Oggi Unicredit è stata la prima banca a sollevare ufficialmente il velo sul mistero della tassa sugli extraprofitti.
LE PAROLE DI ORCEL SULLA TASSA SUGLI EXTRAPROFITTI
Il Ceo Andrea Orcel ha aperto e chiuso il capitolo dichiarando che “la legge dà «due opzioni: la prima è di pagare la tassa, l’altra è di rafforzare le riserve. Noi abbiamo scelto la seconda perché, oltre a essere una soluzione ragionevole, è coerente con quello che la banca ha sempre fatto, ovvero rafforzare le riserve pur a fronte di una distribuzione generosa di capitale agli azionisti”.
COSA HA FATTO UNICREDIT
Orcel ci offre anche la conferma che solo un amministratore fuori di senno potrebbe decidere di versare la tassa sugli extraprofitti, anziché accantonare quell’importo a riserva, come ha puntualmente fatto Unicredit. “Soluzione ragionevole” l’ha definita Orcel. E, come avevamo previsto, gli utili sono talmente copiosi che nemmeno il dover accantonare una quota a riserva (pari a 2,5 volte l’imposta teoricamente dovuta) ha costretto Unicredit a ridimensionare la distribuzione di dividendi (che raggiungeranno l’invidiabile livello di 6,5 miliardi).

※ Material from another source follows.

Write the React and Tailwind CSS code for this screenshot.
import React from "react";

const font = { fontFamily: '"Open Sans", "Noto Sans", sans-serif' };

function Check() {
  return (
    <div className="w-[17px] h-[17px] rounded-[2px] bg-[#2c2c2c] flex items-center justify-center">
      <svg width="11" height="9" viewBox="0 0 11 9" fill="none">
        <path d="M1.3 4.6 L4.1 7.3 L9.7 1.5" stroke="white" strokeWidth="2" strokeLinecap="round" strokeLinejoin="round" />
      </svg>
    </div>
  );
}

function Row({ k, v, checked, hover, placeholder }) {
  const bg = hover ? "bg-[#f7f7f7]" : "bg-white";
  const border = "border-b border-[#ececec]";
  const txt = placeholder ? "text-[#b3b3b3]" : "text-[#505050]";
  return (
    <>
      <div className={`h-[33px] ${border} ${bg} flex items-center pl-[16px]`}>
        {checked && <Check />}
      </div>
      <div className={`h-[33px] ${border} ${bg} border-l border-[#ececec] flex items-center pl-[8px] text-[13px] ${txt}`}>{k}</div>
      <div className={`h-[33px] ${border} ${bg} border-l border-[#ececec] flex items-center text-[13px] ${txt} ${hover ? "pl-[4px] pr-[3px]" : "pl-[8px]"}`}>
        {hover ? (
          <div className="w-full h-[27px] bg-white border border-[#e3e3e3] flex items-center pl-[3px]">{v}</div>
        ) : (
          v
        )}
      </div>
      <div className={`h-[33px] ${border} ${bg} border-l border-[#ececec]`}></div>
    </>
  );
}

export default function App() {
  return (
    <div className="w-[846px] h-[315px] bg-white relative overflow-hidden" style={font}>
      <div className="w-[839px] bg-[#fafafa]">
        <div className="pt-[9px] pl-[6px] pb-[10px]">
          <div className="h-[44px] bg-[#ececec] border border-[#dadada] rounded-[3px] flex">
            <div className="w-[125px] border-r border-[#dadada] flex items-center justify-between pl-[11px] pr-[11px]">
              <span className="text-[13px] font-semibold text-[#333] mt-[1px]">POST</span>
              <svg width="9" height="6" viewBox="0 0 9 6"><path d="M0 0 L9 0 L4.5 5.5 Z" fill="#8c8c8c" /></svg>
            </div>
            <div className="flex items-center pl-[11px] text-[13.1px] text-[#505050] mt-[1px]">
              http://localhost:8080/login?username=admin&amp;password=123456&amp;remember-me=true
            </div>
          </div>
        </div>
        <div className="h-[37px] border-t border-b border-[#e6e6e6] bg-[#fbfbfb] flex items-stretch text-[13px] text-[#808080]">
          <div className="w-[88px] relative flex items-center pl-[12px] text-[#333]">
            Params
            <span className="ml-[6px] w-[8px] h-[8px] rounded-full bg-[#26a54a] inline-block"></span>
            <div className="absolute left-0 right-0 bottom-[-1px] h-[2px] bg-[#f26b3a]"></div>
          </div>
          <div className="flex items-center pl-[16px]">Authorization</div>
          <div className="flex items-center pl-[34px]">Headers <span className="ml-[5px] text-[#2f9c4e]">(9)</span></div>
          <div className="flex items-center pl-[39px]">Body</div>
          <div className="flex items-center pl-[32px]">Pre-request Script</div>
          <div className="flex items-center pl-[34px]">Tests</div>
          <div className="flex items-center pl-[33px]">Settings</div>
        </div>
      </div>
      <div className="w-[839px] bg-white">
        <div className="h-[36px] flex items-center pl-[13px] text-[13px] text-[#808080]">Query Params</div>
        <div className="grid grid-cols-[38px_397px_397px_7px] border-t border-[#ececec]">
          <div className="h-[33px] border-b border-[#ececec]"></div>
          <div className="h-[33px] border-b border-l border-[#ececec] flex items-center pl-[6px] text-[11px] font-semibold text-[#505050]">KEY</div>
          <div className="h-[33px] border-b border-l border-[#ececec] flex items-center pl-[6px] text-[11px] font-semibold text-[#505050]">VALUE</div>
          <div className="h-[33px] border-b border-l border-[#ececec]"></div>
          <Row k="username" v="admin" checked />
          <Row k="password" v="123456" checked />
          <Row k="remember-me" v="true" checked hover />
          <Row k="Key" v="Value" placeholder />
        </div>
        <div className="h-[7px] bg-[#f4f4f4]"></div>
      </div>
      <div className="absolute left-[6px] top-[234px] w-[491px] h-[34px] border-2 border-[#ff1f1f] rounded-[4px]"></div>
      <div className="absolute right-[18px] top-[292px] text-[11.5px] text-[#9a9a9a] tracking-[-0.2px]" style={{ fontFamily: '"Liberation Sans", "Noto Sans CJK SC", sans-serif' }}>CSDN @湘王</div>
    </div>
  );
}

Sfuma così per le casse statali un ingente incasso e – con irridente scelta lessicale – abbiamo appreso che “Unicredit ha scelto di contribuire con 1,1 miliardi all’imposta straordinaria sulle banche del 2024 destinando la cifra alle riserve proprie non distribuibili”.

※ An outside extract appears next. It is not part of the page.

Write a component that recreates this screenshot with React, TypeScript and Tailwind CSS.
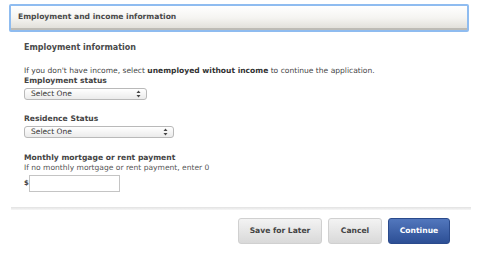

È la prima volta che si “contribuisce” versando una tassa… nelle proprie tasche.
IL MONDO AL CONTRARIO?
Siamo ben oltre il “mondo al contrario”. Grazie ad una legge dello Stato, un contribuente può sventolare sotto il naso del Tesoro qualche centinaio di milioni di tasse e poi legittimamente non versarle destinandole a riserva. Cosa che comunque sarebbe avvenuta, visto che i dividendi fluiranno ugualmente abbondanti.
È sempre scomodo per un governo imporre una tassa. Ma decidere di imporla e poi di fatto ritirarla è qualcosa di più di un atto di masochismo.